YOUR GOAL: Each line that includes the word "this" counts once; give the total and nothing more.

-*-*-

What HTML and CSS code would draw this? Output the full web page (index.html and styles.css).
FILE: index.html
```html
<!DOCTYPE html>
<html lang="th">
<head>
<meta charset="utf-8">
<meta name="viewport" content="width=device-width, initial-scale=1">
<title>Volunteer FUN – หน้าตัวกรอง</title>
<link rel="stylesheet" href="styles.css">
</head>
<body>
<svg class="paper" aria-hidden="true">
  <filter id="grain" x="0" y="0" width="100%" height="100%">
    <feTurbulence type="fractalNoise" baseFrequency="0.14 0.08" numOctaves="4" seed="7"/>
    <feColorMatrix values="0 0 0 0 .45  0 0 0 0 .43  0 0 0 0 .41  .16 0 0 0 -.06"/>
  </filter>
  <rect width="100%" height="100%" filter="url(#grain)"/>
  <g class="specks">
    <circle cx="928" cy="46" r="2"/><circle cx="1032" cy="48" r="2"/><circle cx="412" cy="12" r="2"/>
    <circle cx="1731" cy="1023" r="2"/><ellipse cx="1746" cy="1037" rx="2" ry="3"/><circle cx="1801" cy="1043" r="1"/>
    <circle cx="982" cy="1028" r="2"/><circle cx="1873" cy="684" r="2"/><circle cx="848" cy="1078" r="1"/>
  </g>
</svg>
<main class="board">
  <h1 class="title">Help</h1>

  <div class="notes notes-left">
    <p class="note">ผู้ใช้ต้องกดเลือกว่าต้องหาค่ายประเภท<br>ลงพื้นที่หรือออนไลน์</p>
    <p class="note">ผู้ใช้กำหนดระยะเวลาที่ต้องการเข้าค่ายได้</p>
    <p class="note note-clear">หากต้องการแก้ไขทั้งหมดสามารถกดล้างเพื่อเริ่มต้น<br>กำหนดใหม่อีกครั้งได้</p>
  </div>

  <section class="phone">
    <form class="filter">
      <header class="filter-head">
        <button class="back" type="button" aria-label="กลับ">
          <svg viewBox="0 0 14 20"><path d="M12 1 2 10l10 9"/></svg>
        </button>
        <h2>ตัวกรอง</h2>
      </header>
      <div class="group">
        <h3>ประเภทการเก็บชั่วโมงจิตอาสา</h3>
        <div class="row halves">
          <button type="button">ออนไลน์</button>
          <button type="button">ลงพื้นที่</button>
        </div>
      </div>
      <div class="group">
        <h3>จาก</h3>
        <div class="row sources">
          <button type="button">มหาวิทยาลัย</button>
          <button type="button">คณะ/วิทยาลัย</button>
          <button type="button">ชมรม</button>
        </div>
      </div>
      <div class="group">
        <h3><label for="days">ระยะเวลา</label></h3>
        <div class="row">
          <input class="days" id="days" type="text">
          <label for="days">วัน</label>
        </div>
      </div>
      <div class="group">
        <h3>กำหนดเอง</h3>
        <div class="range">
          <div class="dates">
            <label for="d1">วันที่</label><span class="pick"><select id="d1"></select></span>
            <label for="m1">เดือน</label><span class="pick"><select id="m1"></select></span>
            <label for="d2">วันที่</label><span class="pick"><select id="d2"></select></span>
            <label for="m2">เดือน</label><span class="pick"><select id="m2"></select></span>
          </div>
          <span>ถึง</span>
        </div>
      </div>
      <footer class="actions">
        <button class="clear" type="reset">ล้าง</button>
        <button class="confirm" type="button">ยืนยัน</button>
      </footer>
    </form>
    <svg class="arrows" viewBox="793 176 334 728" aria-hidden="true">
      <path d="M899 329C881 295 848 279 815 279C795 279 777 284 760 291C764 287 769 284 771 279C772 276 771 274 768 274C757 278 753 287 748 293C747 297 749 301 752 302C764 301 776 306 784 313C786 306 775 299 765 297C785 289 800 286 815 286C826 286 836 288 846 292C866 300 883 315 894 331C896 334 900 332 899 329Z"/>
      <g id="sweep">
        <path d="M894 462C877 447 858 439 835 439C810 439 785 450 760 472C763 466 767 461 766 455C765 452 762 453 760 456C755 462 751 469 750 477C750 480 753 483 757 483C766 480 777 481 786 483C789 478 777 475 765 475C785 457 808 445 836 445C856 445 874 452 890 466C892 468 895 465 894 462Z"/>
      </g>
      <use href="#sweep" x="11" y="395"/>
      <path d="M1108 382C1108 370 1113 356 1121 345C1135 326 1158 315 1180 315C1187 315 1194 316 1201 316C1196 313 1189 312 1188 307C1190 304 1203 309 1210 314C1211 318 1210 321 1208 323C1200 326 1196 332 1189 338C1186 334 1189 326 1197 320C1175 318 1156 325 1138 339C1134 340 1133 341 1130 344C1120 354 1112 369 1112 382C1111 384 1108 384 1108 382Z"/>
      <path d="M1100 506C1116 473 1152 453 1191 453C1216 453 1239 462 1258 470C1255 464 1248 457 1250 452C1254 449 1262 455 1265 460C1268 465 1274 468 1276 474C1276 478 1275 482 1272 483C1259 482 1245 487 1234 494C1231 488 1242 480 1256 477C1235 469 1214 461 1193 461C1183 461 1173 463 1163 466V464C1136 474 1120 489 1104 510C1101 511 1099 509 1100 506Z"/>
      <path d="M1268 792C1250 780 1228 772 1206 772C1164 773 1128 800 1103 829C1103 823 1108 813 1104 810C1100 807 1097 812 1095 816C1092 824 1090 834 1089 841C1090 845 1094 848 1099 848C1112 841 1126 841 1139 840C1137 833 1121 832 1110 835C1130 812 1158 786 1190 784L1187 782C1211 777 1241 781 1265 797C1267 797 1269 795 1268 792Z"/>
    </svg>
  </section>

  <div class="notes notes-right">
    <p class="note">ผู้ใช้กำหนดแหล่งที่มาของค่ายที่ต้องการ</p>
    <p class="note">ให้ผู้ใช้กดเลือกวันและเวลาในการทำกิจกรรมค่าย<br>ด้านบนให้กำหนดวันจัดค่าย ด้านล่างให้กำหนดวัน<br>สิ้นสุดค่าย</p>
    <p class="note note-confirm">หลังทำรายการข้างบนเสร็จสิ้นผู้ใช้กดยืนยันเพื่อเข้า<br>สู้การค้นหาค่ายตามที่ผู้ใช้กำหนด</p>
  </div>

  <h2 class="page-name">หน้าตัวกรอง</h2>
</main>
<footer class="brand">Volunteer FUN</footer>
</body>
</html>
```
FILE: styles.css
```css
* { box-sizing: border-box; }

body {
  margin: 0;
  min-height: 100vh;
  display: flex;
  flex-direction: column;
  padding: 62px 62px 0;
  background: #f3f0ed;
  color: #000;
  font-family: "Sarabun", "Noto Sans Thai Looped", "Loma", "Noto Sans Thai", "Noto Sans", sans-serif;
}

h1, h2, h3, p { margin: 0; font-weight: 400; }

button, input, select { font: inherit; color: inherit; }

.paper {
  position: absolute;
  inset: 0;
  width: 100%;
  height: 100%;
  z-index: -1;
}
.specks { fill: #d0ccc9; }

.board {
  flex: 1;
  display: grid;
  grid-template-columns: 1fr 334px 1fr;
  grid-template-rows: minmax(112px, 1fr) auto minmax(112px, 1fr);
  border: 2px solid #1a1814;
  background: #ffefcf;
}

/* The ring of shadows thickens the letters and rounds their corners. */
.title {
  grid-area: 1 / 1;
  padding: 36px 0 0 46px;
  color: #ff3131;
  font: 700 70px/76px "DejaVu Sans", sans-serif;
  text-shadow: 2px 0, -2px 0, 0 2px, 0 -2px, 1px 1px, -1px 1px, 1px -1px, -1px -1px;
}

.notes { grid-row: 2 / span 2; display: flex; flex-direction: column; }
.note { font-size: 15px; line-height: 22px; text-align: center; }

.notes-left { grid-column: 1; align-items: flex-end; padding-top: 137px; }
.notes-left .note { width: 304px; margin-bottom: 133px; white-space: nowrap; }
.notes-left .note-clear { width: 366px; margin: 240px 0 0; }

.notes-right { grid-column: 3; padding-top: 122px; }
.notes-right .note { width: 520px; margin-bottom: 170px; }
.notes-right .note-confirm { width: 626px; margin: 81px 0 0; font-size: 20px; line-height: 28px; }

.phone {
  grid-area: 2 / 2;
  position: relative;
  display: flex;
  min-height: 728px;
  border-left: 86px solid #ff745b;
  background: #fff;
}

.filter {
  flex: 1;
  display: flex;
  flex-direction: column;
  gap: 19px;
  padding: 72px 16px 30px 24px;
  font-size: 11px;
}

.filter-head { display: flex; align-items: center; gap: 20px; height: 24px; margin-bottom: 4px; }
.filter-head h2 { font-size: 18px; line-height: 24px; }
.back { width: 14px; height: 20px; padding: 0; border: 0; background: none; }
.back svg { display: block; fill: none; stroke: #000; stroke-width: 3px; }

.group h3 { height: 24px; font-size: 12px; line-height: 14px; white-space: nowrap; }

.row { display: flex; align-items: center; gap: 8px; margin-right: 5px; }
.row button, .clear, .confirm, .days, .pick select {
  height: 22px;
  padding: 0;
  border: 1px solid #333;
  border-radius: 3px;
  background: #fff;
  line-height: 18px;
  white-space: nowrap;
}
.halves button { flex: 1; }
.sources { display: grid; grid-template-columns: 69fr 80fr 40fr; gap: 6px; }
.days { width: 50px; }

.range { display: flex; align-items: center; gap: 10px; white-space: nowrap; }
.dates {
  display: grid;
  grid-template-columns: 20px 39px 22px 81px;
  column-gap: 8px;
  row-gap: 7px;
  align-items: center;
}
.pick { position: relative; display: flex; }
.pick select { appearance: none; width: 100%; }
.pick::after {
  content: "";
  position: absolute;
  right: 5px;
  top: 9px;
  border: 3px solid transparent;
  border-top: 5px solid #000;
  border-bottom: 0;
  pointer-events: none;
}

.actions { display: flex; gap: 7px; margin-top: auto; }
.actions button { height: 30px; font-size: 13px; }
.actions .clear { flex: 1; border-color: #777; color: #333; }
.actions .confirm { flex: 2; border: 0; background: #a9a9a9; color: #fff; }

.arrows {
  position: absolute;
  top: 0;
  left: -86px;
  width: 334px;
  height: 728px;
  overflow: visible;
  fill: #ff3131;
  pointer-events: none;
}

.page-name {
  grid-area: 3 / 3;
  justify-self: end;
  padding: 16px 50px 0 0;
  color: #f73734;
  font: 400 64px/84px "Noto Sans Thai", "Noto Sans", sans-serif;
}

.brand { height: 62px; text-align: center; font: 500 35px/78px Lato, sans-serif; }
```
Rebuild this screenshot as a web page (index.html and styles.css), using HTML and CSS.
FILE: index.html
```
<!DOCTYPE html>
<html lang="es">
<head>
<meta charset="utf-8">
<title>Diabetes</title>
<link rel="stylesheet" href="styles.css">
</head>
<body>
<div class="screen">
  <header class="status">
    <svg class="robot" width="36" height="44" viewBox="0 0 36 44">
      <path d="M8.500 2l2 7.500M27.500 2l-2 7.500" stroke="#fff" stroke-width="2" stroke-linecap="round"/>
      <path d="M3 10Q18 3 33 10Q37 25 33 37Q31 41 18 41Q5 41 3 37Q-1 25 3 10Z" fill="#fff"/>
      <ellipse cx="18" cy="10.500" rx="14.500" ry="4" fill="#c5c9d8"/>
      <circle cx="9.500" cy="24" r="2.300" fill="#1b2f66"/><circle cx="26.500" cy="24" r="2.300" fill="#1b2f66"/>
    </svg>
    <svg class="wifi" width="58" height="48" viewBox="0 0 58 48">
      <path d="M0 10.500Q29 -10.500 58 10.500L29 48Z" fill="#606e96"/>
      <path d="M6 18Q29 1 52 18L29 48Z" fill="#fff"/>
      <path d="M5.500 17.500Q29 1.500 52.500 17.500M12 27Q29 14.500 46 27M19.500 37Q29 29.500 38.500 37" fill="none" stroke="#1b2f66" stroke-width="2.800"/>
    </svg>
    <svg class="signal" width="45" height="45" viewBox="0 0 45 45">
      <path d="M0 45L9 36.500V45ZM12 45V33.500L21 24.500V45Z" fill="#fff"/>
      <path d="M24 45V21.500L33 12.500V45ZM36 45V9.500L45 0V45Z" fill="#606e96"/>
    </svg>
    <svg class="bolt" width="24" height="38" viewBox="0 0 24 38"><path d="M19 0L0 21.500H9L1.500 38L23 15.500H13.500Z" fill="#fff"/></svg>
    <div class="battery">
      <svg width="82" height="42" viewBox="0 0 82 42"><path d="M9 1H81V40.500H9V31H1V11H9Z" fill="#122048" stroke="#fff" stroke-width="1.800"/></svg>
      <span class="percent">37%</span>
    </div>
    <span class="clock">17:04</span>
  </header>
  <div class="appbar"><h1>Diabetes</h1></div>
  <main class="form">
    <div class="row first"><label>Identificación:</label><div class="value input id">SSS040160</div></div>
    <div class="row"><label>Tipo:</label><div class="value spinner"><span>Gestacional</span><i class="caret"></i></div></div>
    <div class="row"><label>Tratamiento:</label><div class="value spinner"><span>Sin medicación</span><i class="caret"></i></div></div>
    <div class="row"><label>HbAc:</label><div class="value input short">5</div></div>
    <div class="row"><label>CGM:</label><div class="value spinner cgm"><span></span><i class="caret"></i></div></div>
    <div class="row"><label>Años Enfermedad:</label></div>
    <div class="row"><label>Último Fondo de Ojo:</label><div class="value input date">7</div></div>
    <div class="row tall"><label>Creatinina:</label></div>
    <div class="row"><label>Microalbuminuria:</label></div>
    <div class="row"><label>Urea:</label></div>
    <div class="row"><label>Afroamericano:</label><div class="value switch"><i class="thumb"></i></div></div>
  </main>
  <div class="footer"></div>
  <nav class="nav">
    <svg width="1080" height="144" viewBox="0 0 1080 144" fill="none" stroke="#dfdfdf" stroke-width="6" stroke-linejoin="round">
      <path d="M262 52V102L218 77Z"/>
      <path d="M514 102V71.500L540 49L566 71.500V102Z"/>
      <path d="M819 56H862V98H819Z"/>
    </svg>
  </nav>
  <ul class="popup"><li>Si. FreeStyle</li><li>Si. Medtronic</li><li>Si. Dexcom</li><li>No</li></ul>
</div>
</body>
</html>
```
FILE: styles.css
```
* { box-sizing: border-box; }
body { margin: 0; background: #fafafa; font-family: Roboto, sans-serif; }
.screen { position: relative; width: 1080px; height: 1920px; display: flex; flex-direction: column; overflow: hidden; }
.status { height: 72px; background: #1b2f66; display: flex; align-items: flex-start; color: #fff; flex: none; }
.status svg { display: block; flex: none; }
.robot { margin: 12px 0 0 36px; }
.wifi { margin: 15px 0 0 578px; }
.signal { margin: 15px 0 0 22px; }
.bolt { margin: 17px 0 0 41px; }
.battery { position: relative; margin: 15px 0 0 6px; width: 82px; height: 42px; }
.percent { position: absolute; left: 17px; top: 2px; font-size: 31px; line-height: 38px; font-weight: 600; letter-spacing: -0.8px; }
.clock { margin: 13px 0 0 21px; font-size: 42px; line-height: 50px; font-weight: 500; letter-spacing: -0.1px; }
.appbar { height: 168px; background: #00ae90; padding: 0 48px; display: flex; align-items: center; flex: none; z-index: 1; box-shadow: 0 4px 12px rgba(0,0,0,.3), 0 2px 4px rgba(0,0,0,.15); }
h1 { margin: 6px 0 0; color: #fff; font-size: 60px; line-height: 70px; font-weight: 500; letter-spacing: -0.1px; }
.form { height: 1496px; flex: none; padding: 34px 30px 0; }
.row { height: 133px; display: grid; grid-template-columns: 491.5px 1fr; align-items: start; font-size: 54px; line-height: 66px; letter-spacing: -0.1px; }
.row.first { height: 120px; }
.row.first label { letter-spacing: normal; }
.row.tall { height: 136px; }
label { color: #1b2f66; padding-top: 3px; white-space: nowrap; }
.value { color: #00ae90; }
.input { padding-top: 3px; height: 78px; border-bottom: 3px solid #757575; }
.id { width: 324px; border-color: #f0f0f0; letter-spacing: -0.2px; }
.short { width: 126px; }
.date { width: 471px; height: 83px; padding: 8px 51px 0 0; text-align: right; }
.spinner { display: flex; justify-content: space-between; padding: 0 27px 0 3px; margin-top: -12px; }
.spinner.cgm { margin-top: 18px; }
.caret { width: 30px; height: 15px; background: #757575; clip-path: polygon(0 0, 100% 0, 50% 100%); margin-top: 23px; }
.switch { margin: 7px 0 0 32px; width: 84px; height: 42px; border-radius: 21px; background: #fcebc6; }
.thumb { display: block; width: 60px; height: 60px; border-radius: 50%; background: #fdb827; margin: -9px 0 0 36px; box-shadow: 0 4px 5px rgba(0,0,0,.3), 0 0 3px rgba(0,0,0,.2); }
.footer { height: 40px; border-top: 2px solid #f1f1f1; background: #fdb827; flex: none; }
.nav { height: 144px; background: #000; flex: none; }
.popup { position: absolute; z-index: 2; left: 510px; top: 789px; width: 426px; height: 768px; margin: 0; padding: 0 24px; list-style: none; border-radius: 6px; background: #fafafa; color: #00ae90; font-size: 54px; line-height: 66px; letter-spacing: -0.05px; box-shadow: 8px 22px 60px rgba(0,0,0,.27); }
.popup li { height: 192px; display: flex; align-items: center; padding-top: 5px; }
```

-*-*-

WORKED SOLUTION: 2